Good review. A couple of things though:
One of the unsung heroes on these cards is the Dialog Plus feature for me. I can't see any review anywhere supporting this feature and I feel this is pretty overlooked. I do not watch any movie without it, because it makes the dialog that much clearer.
Creative includes a new quad-core sound processor on its Sound Blaster Z series cards. The processor can basically handle all the signal processing you might want. True hardware acceleration only works with ALchemy supported titles, but it is highly overrated since any modern PC will easily handle the miniscule load generated through the audio of games.
I have to disagree completely with this statement. I tried playing several games with EAX software processing and it was absolutely terrible. CPU usage on cores would randomly spike to unreasonable levels, which in turn causes sound stuttering, delayed audio, etc. To add insult to injury, it sounded worse than onboard with muddled sound due to the driver latency. I would like to add that these cards work nearly flawlessly with any EAX enabled game in Windows 7 -- I cannot say the same for my Xtreme Gamer, at least not in Windows Vista/7/8.

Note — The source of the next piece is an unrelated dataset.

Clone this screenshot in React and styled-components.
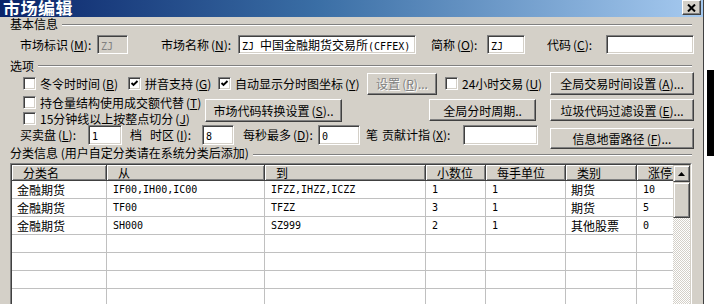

I completely agree about the unnatural gain. My SB Recon3D has a similar problem. Creative attempted to substitute a proper OPAMP circuitry with brute gain on its headphones jack. Anything above 20% software volume is intolerable, and quite some fidelity is lost at that volume. The line-out jack is too weak for my cans. The front-panel jack uses a cheap ribbon-cable between the card and the jack. Creative's approach to the headphone amp jack is similar to Realtek's recent attempts at compensating for its cheap sub 90 dBA SNR CODECs with high gain. Most recent Creative cards are not for audiophiles at all.
Getting the right settings out of these cards takes a lot of messing around with the equalizer. I have about 4 different gaming profiles, 3 different movie profiles and 7 different music profiles. Having the right one with the right task makes all the difference between a good and a terrible sound. Oh, and turn off THX TruStudio Pro when listening to music, especially with headphones, because they will ruin the sound of any song on anything other than speakers.
Your last sentence I don't get at all -- I don't ever remember these being marketed as audiophile-grade cards, so the complaint seems unfair. These are a hassle-free GAMING AUDIO upgrade from on-board audio with the best game compatibility -- that's it. This may not sound like much, but Xonar have nothing that can compare to this thing in terms of compatibility -- anybody that has used any Xonar's horrible GX emulation knows that for a fact.
Unless you're running XP, most definitely yes.
I owned an Audigy MP3+ PCI and vowed it would be my last Creative card. Several years later I was in Circuit City when they were closing the doors and against my better judgement picked up an X-Fi Titanium Fatality. I have since renewed my vow that this will be my last Creative soundcard. I still believe that they make decent hardware but their software is pure CRAP.
It's the other way around now. This is the most hassle-free sound card I've ever had and I've gone through several Xonars -- but it's definitely not the best sounding for anything other than games, by any means.
Actually even the modern systems can't keep up with proper 3D sound. Play any EAX 4.0 or EAX 5.0 title and you can clearly see a performace difference between X-Fi and onboard soundcard.
The lagged game feel was so annoying i couldn't play much with the onboard.
But i'd really wish Creative would make a proper APU (Audio Processing Unit), bump up the specs a bit (256 3D sounds wouldn't hurt) and push EAX a bit more. All the software 3D positioning engines are rubbish and i miss the EAX 4 already in most of modern titles. Hell, most of them sound and feel a lot better if you use ALchemy on them though it doesn't work on all of them.
I totally agree. Comparing software emulated EAX to hardware-accelerated EAX is like comparing Nvidia's PhysX on a CPU vs on a dedicated GPU.
P.S. if these sound card had a blue colour casing I'd seriously consider moving up to a ZX/ZXR from my Recon3D Fatal1ty (I'm wondering just how much of an improvement these are compared to my Recon3D). And for God's sake Creative, either dim the stupid LEDs, completely get rid of them, or use tri-colour ones and let us decide the colour co-ordination and brightness level through the driver inside our rigs.